INFORMATION PROVIDED:

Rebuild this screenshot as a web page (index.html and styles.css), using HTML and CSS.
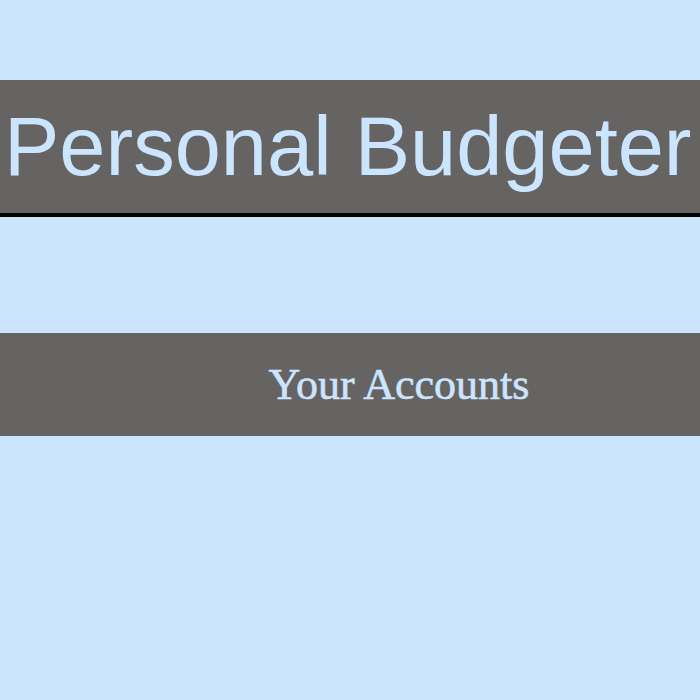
FILE: index.html
```html
<!DOCTYPE html>
<html>
<head>
<meta charset="utf-8">
<link rel="stylesheet" href="styles.css">
</head>
<body>
<header class="masthead">
  <h1 class="title">Personal Budgeter</h1>
</header>
<section class="accounts-bar">
  <h2 class="accounts-title">Your Accounts</h2>
</section>
</body>
</html>
```
FILE: styles.css
```css
html, body {
  margin: 0;
  padding: 0;
  background: #cce5ff;
}
body {
  padding-top: 80px;
}
.masthead {
  height: 133px;
  background: #666363;
  border-bottom: 4px solid #000;
  display: flex;
  align-items: center;
}
.title {
  margin: 0;
  padding: 0 0 0 4px;
  font-family: "Liberation Sans", Arial, sans-serif;
  font-weight: normal;
  font-size: 83px;
  color: #cce5ff;
  white-space: nowrap;
}
.accounts-bar {
  margin-top: 116px;
  height: 103px;
  background: #666363;
  display: flex;
  align-items: center;
  justify-content: center;
  padding-left: 98px;
}
.accounts-title {
  margin: 0;
  font-family: "Liberation Serif", "Times New Roman", serif;
  font-weight: normal;
  font-size: 44px;
  color: #cce5ff;
  -webkit-text-stroke: 0.6px #cce5ff;
}
```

BRIEF: Skip every picture and transcribe the data above exactly.

OUTPUT BELOW:
Rebuild this screenshot as a web page (index.html and styles.css), using HTML and CSS.
FILE: index.html
```html
<!DOCTYPE html>
<html>
<head>
<meta charset="utf-8">
<link rel="stylesheet" href="styles.css">
</head>
<body>
<header class="masthead">
  <h1 class="title">Personal Budgeter</h1>
</header>
<section class="accounts-bar">
  <h2 class="accounts-title">Your Accounts</h2>
</section>
</body>
</html>
```
FILE: styles.css
```css
html, body {
  margin: 0;
  padding: 0;
  background: #cce5ff;
}
body {
  padding-top: 80px;
}
.masthead {
  height: 133px;
  background: #666363;
  border-bottom: 4px solid #000;
  display: flex;
  align-items: center;
}
.title {
  margin: 0;
  padding: 0 0 0 4px;
  font-family: "Liberation Sans", Arial, sans-serif;
  font-weight: normal;
  font-size: 83px;
  color: #cce5ff;
  white-space: nowrap;
}
.accounts-bar {
  margin-top: 116px;
  height: 103px;
  background: #666363;
  display: flex;
  align-items: center;
  justify-content: center;
  padding-left: 98px;
}
.accounts-title {
  margin: 0;
  font-family: "Liberation Serif", "Times New Roman", serif;
  font-weight: normal;
  font-size: 44px;
  color: #cce5ff;
  -webkit-text-stroke: 0.6px #cce5ff;
}
```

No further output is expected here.